Your Daily Dracula – Malcolm McDowell as Vlad Tepesh, Vamps (2012)

‘Staying young is getting old.’

If ever a movie were missold, this breezy vampire film from the Clueless team of writer-director Amy Heckerling and star Alicia Silverstone is that soldier … the trailer makes it look like a peppy sit-com in the My Best Friend’s a Vampire vein (with heavy reference to things being in something’s vein) and it doesn’t hold back from tired garlic jokes.  But it’s actually a surprisingly affecting movie about female friendships and ageing, with a last half hour that downplays the laughs and goes for floods of tears as Goody (Silverstone), turned in 1841, has her whole life catch up with her in Times Square and finally turns to sparkling dust in the wind.
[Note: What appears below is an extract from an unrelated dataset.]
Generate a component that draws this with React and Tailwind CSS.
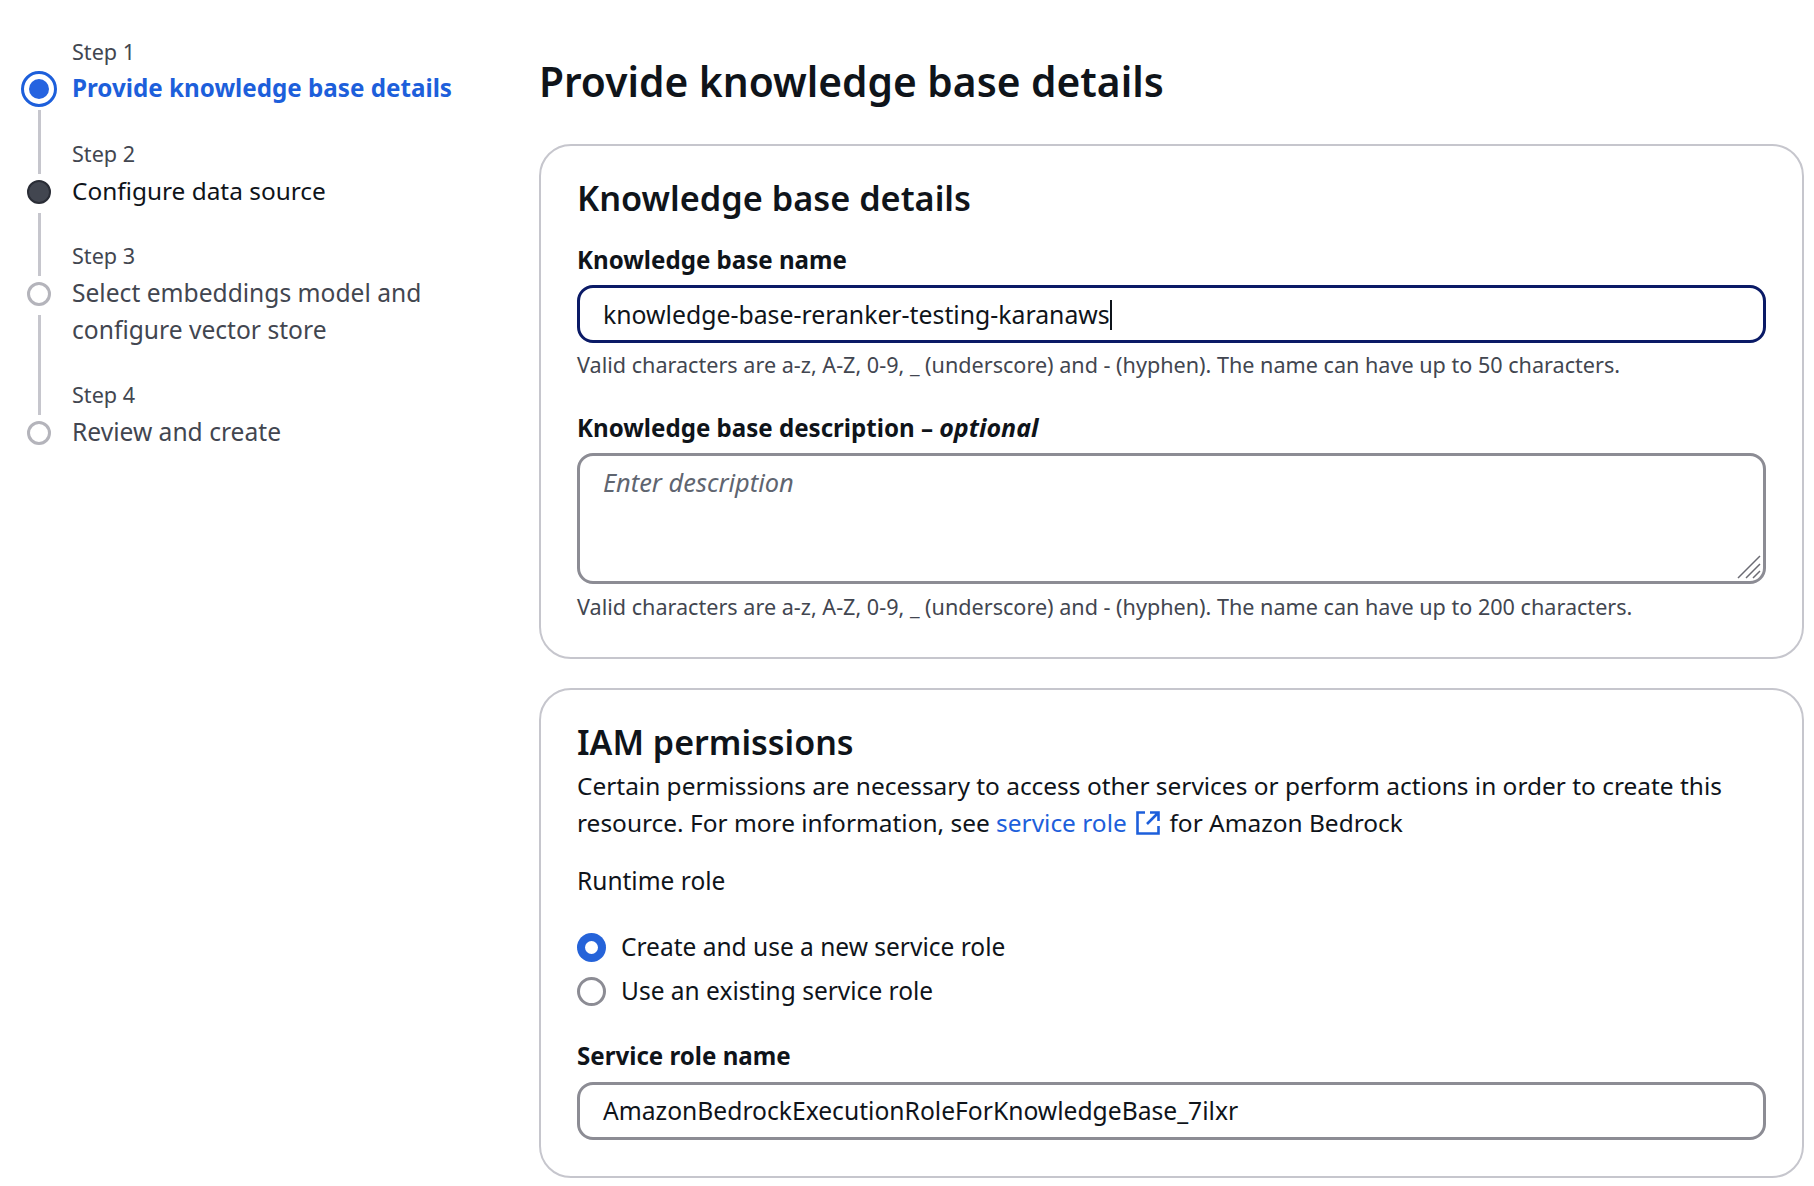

In a variation on the Lost Boys formula, prime vanpires (‘stems’) can turn humans but their offspring get their real age back if the stem is killed.  Goody and 80s club kid Stacy (Krysten Ritter) work as exterminators in order to get rats to drink from, rack up endless evening class college credits and go the clubbing route.  They abstain from human blood, except for one gruesome fillip where Goody extends her tongue through the nose of a rock drummer who has a nosebleed from cocaine, but diva stem Cissero (Sigourney Weaver) murders at will, bringing down the wrath of humanity on the Extended Life Form community.

Vlad Tepesh (Malcolm McDowell) is in a Sanguinary Anonymous group and knits to stave off his tendency to impale things, Renfield (Zak Orth) is a clubbing accountant and the current Van Helsing (Wallace Shawn) works for Homeland Security.  When Stacy gets together with Van Helsing’s son (Dan Stevens) and falls pregnant, Goody has to help destroy Cissero to save the baby at the expense of her own life.

Heckerling, of course, is best known for acutely observed teen social studies, from Fast Times at Ridgemont High on, but this focuses on characters who have literally been teenagers too long.  Goody, stuck with a name no one would give a girl these days, mixes and matches outfits from her successive youths but is finally impatient with the i-pad generation, and prodded towards self-sacrifice by meeting up with an old boyfriend from the 60s (Richard Lewis) who is still a radical lawyer and whose ailing wife (Marilu Henner) is saved by vampire blood donated by sleek Vadim (Justin Kirk) in a silly, sexy scene.

Weaver is fun as a fashionplate nosferatu sociopath who hides out in Grant’s tomb, and there’s a weird slapstick climax involving her severed head perching on Grant’s bones to battle the Van Helsings.  It has a sweet, varied soundtrack selection to match its heroines’ eclectic tastes and a bright, glittery look appropriate to the tone.